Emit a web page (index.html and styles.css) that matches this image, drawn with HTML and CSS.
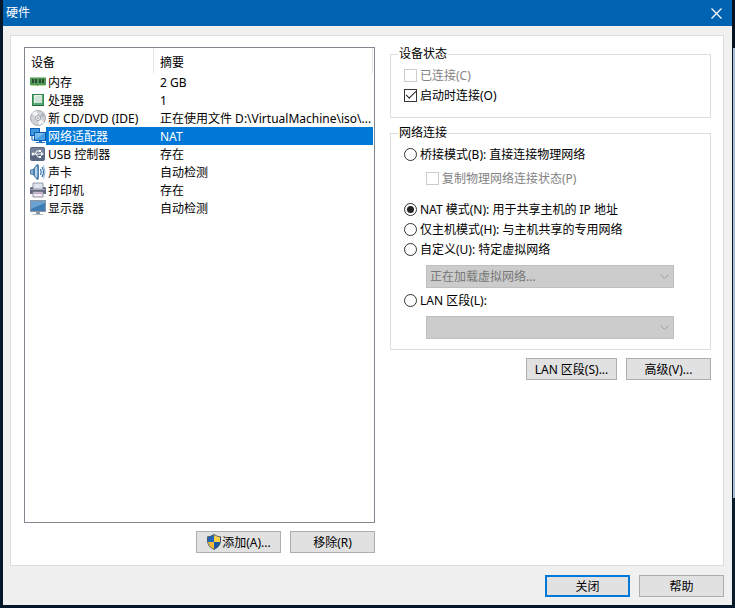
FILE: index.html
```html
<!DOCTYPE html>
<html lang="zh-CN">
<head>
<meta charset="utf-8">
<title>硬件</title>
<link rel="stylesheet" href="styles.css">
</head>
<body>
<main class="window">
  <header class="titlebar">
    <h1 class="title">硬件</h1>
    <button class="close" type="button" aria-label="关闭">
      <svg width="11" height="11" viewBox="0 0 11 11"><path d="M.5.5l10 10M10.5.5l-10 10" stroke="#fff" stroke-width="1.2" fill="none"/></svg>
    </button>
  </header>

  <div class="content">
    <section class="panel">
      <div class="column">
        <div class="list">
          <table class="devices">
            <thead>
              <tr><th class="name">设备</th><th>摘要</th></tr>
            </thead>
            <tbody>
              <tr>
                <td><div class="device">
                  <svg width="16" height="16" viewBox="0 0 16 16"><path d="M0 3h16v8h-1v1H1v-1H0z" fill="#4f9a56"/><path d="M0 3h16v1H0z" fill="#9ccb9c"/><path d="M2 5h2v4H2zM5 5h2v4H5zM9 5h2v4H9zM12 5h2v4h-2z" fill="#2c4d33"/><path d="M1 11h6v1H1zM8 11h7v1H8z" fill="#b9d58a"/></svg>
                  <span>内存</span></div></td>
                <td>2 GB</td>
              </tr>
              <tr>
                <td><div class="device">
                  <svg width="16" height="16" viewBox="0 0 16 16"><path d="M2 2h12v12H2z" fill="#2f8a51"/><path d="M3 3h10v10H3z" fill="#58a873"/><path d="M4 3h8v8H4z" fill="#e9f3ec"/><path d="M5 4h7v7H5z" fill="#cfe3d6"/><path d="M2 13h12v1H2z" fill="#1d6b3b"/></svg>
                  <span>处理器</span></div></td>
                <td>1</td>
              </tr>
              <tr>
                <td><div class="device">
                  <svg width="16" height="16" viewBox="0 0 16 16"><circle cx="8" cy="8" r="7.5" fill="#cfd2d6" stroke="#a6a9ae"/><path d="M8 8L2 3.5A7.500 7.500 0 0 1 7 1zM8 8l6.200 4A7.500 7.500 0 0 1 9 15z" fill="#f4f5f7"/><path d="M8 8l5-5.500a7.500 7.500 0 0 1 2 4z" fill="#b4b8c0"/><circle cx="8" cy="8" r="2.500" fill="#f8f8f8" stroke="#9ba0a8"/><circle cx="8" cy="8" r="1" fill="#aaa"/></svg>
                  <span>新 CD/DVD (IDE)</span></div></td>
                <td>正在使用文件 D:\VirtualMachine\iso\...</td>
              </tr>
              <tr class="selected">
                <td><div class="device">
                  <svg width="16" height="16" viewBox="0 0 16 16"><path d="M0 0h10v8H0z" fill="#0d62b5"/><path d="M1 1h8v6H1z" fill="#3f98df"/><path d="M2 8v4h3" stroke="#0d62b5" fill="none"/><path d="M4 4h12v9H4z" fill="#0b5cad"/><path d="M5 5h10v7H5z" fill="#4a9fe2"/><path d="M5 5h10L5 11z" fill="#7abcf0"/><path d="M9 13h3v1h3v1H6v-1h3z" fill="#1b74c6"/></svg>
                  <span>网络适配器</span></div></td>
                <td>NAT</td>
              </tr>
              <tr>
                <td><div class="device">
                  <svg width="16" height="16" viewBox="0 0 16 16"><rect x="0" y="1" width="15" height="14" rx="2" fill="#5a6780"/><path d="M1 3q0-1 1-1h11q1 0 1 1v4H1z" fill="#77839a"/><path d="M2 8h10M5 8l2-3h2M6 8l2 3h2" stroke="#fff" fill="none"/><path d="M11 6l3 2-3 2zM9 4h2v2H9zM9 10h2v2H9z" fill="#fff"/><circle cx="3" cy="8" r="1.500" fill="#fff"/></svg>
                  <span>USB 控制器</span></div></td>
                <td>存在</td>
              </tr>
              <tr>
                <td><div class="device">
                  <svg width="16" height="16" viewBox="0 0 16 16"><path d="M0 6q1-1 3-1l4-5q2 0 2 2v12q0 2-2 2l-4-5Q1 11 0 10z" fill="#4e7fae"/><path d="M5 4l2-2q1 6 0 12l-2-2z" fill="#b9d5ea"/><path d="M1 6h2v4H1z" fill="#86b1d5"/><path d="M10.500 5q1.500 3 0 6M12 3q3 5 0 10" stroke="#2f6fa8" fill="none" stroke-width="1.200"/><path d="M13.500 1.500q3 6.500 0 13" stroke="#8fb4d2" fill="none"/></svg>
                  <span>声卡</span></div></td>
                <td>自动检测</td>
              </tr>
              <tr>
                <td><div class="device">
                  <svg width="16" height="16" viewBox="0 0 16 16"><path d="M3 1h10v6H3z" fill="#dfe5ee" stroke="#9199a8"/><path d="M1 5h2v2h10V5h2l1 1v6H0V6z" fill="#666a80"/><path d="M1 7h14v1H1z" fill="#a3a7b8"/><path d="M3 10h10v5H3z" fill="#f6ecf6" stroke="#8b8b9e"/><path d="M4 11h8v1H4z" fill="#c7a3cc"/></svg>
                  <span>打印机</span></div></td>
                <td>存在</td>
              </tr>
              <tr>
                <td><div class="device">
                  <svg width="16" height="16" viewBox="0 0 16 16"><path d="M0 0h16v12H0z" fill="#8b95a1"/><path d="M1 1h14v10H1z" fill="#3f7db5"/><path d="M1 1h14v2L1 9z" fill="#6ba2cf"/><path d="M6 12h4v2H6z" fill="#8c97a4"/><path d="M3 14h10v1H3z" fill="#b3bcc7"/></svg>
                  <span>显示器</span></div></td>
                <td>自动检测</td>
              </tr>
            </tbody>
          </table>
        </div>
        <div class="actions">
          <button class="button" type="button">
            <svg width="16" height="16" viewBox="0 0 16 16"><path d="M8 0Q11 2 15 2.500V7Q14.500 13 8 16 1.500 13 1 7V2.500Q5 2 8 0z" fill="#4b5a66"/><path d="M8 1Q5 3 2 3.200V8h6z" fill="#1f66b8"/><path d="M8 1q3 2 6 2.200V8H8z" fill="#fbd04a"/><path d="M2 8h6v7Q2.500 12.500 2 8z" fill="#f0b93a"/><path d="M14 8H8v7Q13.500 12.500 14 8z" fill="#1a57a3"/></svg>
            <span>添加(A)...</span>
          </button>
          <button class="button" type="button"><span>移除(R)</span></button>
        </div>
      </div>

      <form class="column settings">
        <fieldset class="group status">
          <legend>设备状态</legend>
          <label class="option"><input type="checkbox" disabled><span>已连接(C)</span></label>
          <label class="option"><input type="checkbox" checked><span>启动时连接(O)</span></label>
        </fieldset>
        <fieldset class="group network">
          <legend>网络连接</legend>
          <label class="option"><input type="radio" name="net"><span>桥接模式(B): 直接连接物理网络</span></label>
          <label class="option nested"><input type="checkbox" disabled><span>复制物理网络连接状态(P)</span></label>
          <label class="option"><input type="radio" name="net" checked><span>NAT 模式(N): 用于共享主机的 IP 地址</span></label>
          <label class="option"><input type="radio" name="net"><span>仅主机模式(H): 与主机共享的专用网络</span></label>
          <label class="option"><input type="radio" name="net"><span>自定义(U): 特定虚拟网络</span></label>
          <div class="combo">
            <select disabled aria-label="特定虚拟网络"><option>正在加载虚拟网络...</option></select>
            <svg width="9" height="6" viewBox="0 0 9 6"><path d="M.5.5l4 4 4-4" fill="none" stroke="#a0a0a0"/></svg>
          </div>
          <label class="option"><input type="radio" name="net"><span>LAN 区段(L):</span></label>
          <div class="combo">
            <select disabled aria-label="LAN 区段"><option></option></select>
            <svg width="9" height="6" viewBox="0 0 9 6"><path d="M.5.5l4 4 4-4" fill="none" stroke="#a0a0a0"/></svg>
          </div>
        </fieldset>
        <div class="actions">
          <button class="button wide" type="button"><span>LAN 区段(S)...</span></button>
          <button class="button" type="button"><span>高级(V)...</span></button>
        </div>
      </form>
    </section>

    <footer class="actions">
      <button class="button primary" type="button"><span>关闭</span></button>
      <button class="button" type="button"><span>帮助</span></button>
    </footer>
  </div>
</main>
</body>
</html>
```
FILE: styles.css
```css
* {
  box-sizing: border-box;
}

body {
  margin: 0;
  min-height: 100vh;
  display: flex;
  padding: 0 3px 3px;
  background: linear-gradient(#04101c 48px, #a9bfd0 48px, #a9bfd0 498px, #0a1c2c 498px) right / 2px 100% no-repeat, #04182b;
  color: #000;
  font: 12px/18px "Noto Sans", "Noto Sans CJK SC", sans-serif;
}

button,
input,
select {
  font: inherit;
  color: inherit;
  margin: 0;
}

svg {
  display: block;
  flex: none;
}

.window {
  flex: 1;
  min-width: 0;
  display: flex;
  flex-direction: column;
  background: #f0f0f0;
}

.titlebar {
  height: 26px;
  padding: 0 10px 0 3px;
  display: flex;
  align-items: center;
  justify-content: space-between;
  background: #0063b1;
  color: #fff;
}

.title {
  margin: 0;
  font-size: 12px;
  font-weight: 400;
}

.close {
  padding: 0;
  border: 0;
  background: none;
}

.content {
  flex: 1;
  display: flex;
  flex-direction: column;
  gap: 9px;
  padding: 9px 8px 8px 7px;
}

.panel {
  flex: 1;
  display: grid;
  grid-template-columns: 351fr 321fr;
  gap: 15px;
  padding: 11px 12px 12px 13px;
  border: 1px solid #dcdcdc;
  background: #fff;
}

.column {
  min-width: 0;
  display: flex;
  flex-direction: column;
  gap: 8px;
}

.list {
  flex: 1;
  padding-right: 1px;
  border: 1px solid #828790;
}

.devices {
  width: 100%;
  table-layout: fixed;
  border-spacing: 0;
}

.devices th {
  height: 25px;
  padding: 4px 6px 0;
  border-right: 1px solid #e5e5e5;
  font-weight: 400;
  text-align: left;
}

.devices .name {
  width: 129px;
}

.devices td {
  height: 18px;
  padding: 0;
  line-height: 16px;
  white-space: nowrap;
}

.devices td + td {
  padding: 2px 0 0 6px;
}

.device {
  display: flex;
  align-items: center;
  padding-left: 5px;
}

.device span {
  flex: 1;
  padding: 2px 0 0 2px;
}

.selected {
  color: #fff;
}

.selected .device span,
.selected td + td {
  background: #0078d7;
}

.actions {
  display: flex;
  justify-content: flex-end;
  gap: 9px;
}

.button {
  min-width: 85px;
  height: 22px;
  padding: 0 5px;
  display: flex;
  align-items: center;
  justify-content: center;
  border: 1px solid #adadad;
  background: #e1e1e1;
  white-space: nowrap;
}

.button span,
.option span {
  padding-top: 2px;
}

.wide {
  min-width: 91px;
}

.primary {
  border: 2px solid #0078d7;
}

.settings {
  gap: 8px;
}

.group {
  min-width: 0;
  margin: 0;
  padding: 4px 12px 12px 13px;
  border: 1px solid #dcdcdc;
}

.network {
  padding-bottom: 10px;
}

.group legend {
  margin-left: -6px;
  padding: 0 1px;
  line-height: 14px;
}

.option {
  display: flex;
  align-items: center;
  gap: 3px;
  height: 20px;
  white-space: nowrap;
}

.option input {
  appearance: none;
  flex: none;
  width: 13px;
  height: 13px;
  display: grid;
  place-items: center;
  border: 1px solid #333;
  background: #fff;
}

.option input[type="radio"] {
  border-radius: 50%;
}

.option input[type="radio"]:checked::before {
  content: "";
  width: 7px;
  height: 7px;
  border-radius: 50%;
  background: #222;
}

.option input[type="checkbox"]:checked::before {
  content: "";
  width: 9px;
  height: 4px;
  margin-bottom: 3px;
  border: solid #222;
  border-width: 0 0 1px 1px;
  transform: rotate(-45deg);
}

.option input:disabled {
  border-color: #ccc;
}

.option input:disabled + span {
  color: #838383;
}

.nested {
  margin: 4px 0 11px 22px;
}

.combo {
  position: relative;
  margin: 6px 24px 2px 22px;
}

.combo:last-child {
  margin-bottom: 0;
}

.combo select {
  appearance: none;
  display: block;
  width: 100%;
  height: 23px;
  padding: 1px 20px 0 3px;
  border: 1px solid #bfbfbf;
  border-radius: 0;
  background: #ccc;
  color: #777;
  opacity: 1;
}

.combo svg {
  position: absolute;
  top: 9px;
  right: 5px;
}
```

What the task requires: List all lines holding the string "index".

Completed exercise:
Emit a web page (index.html and styles.css) that matches this image, drawn with HTML and CSS.
FILE: index.html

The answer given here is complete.